Skip all pictures, then print the remaining material exactly.

Provided data:
● ● ● ● ●

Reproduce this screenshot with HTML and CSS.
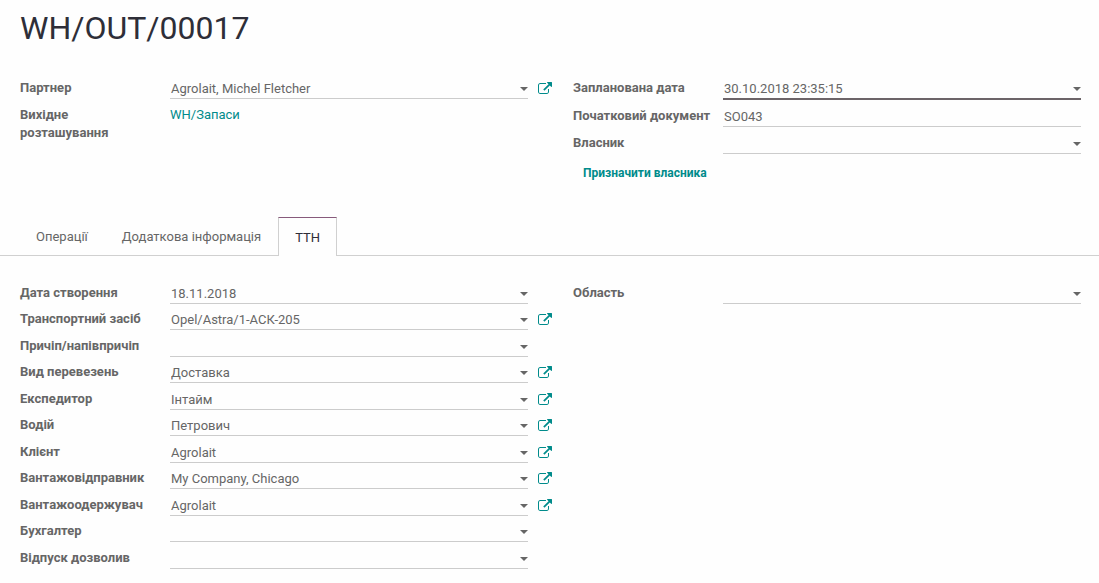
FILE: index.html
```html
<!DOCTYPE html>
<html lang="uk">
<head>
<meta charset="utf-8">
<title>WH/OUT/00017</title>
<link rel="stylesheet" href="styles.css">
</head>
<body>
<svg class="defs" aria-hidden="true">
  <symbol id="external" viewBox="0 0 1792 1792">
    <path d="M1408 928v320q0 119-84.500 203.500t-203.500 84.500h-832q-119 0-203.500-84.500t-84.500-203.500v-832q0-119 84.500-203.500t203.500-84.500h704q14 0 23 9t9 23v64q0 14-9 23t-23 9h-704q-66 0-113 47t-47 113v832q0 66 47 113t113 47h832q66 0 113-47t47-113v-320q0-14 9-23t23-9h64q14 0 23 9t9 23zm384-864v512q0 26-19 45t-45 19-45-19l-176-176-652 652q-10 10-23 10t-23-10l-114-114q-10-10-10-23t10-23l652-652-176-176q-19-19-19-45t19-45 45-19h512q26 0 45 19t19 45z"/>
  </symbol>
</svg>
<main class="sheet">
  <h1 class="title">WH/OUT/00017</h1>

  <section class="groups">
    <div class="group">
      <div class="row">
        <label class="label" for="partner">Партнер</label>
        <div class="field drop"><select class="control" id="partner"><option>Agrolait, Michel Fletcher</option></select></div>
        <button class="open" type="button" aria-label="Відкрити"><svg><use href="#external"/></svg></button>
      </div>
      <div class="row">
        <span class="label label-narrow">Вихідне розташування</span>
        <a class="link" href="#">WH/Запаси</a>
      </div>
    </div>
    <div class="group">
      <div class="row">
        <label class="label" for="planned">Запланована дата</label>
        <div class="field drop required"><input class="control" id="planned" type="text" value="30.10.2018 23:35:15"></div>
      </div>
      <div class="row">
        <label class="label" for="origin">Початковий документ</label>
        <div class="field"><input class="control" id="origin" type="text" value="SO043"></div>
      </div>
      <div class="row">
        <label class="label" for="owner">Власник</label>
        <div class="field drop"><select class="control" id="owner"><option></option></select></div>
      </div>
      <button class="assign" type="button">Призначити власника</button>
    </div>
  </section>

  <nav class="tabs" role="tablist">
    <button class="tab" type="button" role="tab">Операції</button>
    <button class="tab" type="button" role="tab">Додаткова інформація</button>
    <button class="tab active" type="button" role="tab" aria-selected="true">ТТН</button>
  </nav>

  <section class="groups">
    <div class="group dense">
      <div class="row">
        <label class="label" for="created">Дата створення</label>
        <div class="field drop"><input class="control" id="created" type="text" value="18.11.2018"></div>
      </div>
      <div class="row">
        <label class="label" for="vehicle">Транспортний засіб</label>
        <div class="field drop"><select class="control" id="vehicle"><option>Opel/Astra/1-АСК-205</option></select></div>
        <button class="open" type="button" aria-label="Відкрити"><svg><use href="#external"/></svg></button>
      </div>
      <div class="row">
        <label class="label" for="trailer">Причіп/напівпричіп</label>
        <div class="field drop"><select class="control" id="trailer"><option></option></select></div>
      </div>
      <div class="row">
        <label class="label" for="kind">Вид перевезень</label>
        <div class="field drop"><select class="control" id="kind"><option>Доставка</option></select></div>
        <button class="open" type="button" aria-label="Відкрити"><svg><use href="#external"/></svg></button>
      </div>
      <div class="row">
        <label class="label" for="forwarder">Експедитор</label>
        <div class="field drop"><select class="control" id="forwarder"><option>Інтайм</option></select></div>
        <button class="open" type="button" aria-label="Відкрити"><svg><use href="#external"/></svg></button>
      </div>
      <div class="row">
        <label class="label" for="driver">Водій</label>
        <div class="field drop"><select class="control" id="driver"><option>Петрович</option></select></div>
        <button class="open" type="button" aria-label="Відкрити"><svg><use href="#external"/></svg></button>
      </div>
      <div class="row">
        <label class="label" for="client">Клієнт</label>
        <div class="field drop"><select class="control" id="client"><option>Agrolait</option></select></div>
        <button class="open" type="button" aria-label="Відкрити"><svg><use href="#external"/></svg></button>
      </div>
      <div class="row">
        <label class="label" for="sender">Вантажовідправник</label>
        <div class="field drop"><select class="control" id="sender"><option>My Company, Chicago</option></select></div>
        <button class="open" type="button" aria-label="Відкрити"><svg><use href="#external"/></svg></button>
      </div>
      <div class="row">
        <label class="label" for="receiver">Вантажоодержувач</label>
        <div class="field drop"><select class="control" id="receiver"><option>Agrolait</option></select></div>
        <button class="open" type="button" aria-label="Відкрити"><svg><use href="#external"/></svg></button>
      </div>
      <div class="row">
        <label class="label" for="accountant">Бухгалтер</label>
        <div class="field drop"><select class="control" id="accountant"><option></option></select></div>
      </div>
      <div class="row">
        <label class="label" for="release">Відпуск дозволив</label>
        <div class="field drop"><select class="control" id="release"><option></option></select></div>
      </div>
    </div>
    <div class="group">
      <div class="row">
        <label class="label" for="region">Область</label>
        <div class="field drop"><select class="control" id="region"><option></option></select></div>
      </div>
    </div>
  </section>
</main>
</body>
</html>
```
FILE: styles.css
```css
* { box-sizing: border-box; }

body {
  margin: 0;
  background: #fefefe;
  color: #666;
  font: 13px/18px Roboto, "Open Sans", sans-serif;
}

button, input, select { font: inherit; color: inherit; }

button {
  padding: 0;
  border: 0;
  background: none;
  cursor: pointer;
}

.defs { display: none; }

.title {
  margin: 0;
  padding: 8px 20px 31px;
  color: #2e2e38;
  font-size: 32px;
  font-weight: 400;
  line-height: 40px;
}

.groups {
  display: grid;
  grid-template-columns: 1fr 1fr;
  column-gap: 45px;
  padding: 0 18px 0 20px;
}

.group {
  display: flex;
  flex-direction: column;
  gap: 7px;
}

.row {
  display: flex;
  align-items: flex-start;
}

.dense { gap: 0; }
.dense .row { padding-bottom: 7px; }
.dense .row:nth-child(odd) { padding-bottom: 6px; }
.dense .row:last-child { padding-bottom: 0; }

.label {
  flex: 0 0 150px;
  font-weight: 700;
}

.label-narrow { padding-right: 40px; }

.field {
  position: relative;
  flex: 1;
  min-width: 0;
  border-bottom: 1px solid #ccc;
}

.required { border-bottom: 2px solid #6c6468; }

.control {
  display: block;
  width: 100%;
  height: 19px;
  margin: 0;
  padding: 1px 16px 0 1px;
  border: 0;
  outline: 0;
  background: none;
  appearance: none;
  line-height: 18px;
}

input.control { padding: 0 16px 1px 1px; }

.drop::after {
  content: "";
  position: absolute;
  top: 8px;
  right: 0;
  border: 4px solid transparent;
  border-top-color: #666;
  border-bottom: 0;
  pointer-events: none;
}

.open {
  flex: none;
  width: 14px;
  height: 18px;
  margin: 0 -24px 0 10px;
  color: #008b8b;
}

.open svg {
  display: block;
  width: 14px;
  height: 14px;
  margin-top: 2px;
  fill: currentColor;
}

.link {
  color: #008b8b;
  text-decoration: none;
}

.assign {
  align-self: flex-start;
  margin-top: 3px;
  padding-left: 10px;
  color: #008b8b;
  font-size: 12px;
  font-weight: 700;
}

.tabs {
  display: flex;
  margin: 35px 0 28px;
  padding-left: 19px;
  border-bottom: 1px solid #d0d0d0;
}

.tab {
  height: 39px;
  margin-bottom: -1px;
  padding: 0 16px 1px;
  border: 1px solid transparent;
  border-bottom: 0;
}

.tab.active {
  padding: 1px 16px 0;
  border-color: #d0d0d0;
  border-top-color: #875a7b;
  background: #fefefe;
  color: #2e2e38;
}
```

● ● ● ● ●

The output:
Reproduce this screenshot with HTML and CSS.
FILE: index.html
```html
<!DOCTYPE html>
<html lang="uk">
<head>
<meta charset="utf-8">
<title>WH/OUT/00017</title>
<link rel="stylesheet" href="styles.css">
</head>
<body>
<svg class="defs" aria-hidden="true">
  <symbol id="external" viewBox="0 0 1792 1792">
    <path d="M1408 928v320q0 119-84.500 203.500t-203.500 84.500h-832q-119 0-203.500-84.500t-84.500-203.500v-832q0-119 84.500-203.500t203.500-84.500h704q14 0 23 9t9 23v64q0 14-9 23t-23 9h-704q-66 0-113 47t-47 113v832q0 66 47 113t113 47h832q66 0 113-47t47-113v-320q0-14 9-23t23-9h64q14 0 23 9t9 23zm384-864v512q0 26-19 45t-45 19-45-19l-176-176-652 652q-10 10-23 10t-23-10l-114-114q-10-10-10-23t10-23l652-652-176-176q-19-19-19-45t19-45 45-19h512q26 0 45 19t19 45z"/>
  </symbol>
</svg>
<main class="sheet">
  <h1 class="title">WH/OUT/00017</h1>

  <section class="groups">
    <div class="group">
      <div class="row">
        <label class="label" for="partner">Партнер</label>
        <div class="field drop"><select class="control" id="partner"><option>Agrolait, Michel Fletcher</option></select></div>
        <button class="open" type="button" aria-label="Відкрити"><svg><use href="#external"/></svg></button>
      </div>
      <div class="row">
        <span class="label label-narrow">Вихідне розташування</span>
        <a class="link" href="#">WH/Запаси</a>
      </div>
    </div>
    <div class="group">
      <div class="row">
        <label class="label" for="planned">Запланована дата</label>
        <div class="field drop required"><input class="control" id="planned" type="text" value="30.10.2018 23:35:15"></div>
      </div>
      <div class="row">
        <label class="label" for="origin">Початковий документ</label>
        <div class="field"><input class="control" id="origin" type="text" value="SO043"></div>
      </div>
      <div class="row">
        <label class="label" for="owner">Власник</label>
        <div class="field drop"><select class="control" id="owner"><option></option></select></div>
      </div>
      <button class="assign" type="button">Призначити власника</button>
    </div>
  </section>

  <nav class="tabs" role="tablist">
    <button class="tab" type="button" role="tab">Операції</button>
    <button class="tab" type="button" role="tab">Додаткова інформація</button>
    <button class="tab active" type="button" role="tab" aria-selected="true">ТТН</button>
  </nav>

  <section class="groups">
    <div class="group dense">
      <div class="row">
        <label class="label" for="created">Дата створення</label>
        <div class="field drop"><input class="control" id="created" type="text" value="18.11.2018"></div>
      </div>
      <div class="row">
        <label class="label" for="vehicle">Транспортний засіб</label>
        <div class="field drop"><select class="control" id="vehicle"><option>Opel/Astra/1-АСК-205</option></select></div>
        <button class="open" type="button" aria-label="Відкрити"><svg><use href="#external"/></svg></button>
      </div>
      <div class="row">
        <label class="label" for="trailer">Причіп/напівпричіп</label>
        <div class="field drop"><select class="control" id="trailer"><option></option></select></div>
      </div>
      <div class="row">
        <label class="label" for="kind">Вид перевезень</label>
        <div class="field drop"><select class="control" id="kind"><option>Доставка</option></select></div>
        <button class="open" type="button" aria-label="Відкрити"><svg><use href="#external"/></svg></button>
      </div>
      <div class="row">
        <label class="label" for="forwarder">Експедитор</label>
        <div class="field drop"><select class="control" id="forwarder"><option>Інтайм</option></select></div>
        <button class="open" type="button" aria-label="Відкрити"><svg><use href="#external"/></svg></button>
      </div>
      <div class="row">
        <label class="label" for="driver">Водій</label>
        <div class="field drop"><select class="control" id="driver"><option>Петрович</option></select></div>
        <button class="open" type="button" aria-label="Відкрити"><svg><use href="#external"/></svg></button>
      </div>
      <div class="row">
        <label class="label" for="client">Клієнт</label>
        <div class="field drop"><select class="control" id="client"><option>Agrolait</option></select></div>
        <button class="open" type="button" aria-label="Відкрити"><svg><use href="#external"/></svg></button>
      </div>
      <div class="row">
        <label class="label" for="sender">Вантажовідправник</label>
        <div class="field drop"><select class="control" id="sender"><option>My Company, Chicago</option></select></div>
        <button class="open" type="button" aria-label="Відкрити"><svg><use href="#external"/></svg></button>
      </div>
      <div class="row">
        <label class="label" for="receiver">Вантажоодержувач</label>
        <div class="field drop"><select class="control" id="receiver"><option>Agrolait</option></select></div>
        <button class="open" type="button" aria-label="Відкрити"><svg><use href="#external"/></svg></button>
      </div>
      <div class="row">
        <label class="label" for="accountant">Бухгалтер</label>
        <div class="field drop"><select class="control" id="accountant"><option></option></select></div>
      </div>
      <div class="row">
        <label class="label" for="release">Відпуск дозволив</label>
        <div class="field drop"><select class="control" id="release"><option></option></select></div>
      </div>
    </div>
    <div class="group">
      <div class="row">
        <label class="label" for="region">Область</label>
        <div class="field drop"><select class="control" id="region"><option></option></select></div>
      </div>
    </div>
  </section>
</main>
</body>
</html>
```
FILE: styles.css
```css
* { box-sizing: border-box; }

body {
  margin: 0;
  background: #fefefe;
  color: #666;
  font: 13px/18px Roboto, "Open Sans", sans-serif;
}

button, input, select { font: inherit; color: inherit; }

button {
  padding: 0;
  border: 0;
  background: none;
  cursor: pointer;
}

.defs { display: none; }

.title {
  margin: 0;
  padding: 8px 20px 31px;
  color: #2e2e38;
  font-size: 32px;
  font-weight: 400;
  line-height: 40px;
}

.groups {
  display: grid;
  grid-template-columns: 1fr 1fr;
  column-gap: 45px;
  padding: 0 18px 0 20px;
}

.group {
  display: flex;
  flex-direction: column;
  gap: 7px;
}

.row {
  display: flex;
  align-items: flex-start;
}

.dense { gap: 0; }
.dense .row { padding-bottom: 7px; }
.dense .row:nth-child(odd) { padding-bottom: 6px; }
.dense .row:last-child { padding-bottom: 0; }

.label {
  flex: 0 0 150px;
  font-weight: 700;
}

.label-narrow { padding-right: 40px; }

.field {
  position: relative;
  flex: 1;
  min-width: 0;
  border-bottom: 1px solid #ccc;
}

.required { border-bottom: 2px solid #6c6468; }

.control {
  display: block;
  width: 100%;
  height: 19px;
  margin: 0;
  padding: 1px 16px 0 1px;
  border: 0;
  outline: 0;
  background: none;
  appearance: none;
  line-height: 18px;
}

input.control { padding: 0 16px 1px 1px; }

.drop::after {
  content: "";
  position: absolute;
  top: 8px;
  right: 0;
  border: 4px solid transparent;
  border-top-color: #666;
  border-bottom: 0;
  pointer-events: none;
}

.open {
  flex: none;
  width: 14px;
  height: 18px;
  margin: 0 -24px 0 10px;
  color: #008b8b;
}

.open svg {
  display: block;
  width: 14px;
  height: 14px;
  margin-top: 2px;
  fill: currentColor;
}

.link {
  color: #008b8b;
  text-decoration: none;
}

.assign {
  align-self: flex-start;
  margin-top: 3px;
  padding-left: 10px;
  color: #008b8b;
  font-size: 12px;
  font-weight: 700;
}

.tabs {
  display: flex;
  margin: 35px 0 28px;
  padding-left: 19px;
  border-bottom: 1px solid #d0d0d0;
}

.tab {
  height: 39px;
  margin-bottom: -1px;
  padding: 0 16px 1px;
  border: 1px solid transparent;
  border-bottom: 0;
}

.tab.active {
  padding: 1px 16px 0;
  border-color: #d0d0d0;
  border-top-color: #875a7b;
  background: #fefefe;
  color: #2e2e38;
}
```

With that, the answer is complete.